= Cross Rhythms =

British Christian media organisation

The Cross Rhythms logo

Cross Rhythms is a Christian media organisation based in Stoke-on-Trent, England. It operates an FM and online radio station, produces radio shows sent internationally, and its website has resources about contemporary Christian music.

== History ==

=== 1983–2002 ===
In 1983, Chris Cole started a 30-minute weekly Christian music radio show on Plymouth Sound FM, an Independent Local Radio station in Plymouth. Originally titled The Solid Rock of Jesus Christ, the programme aired on Sunday evenings. It grew into a one-hour programme, and became one of the most listened to programmes in its time slot in South Devon. The show continued until 1996.

In May 1990, music journalist Tony Cummings founded the magazine Cross Rhythms. In 1991, publication of the magazine was taken over by Cole's publishing company, Cornerstone House. That same year, Cross Rhythms took over the organisation and management, of what had previously been the Umberleigh Rock Gospel Festival. The event was renamed to the Cross Rhythms Festival, and continued to be held annually until 2003. In 1992, the radio show was renamed the Cross Rhythms Experience, and became a syndicated show in 1993. By 1995, the magazine had a readership of about 15,000.

Cross Rhythms, in partnership with United Christian Broadcasters (UCB), launched a satellite radio channel in 1998 (broadcasting to the UK and Europe on digital satellite). At the same time, Cross Rhythms moved its base from Plymouth to Stoke-on-Trent, and shared facilities with UCB. The partnership continued until 2002, when Cross Rhythms was granted a pilot licence for a new form of local radio (then called access radio, but now known as community radio). Cross Rhythms City Radio went on air in February 2002. At the same time as obtaining the FM licence for Cross Rhythms City Radio, Cross Rhythms moved out of UCB's headquarters and into Conway House, the former home of BBC Radio Stoke.

=== 2003–present ===
The last Cross Rhythms Festival was held in 2003. The festival was subsequently re-launched as a partnership with Gilead Foundations, under the new name of the Arrow Festival.
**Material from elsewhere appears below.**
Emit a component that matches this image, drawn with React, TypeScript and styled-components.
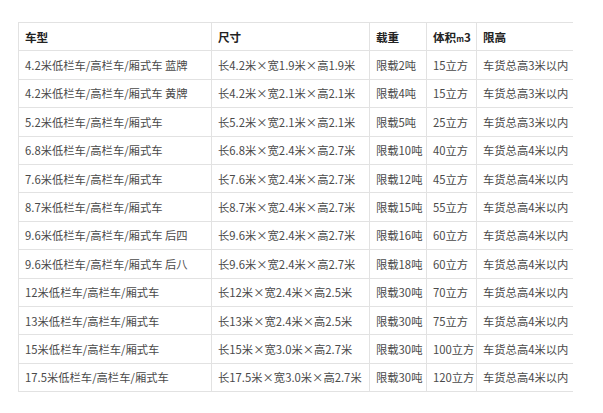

The editorial content of the magazine is now carried by the Cross Rhythms website. To help finance the expansion of the radio aspect of the organisation, Cross Rhythms Direct was launched in 2003 as an online Christian music shop.

In addition to operating Cross Rhythms City Radio and the Cross Rhythms website (which has a review section of Christian music releases and life-based articles by a selection of writers including Mal Fletcher and Paul Poulton), Cross Rhythms also provides syndicated radio programming for a number of other radio stations, mostly community based and music review content for several publications including the UK Christian retail trade magazine Christian Marketplace.

The Cross Rhythms magazine ceased publication in 2005.

The name "Cross Rhythms" is also used by two other UK community radio stations. Cross Rhythms Plymouth was launched on 29 March 2007, and Cross Rhythms Teesside 107.1 FM was launched on 27 April 2008. Although using the name, these stations are under separate ownership, as required by Ofcom regulations. The use of the Cross Rhythms brand is part of a franchise agreement, whereby the new stations will take syndicated programming from Cross Rhythms, outside their own core broadcasting hours while retaining full editorial independence.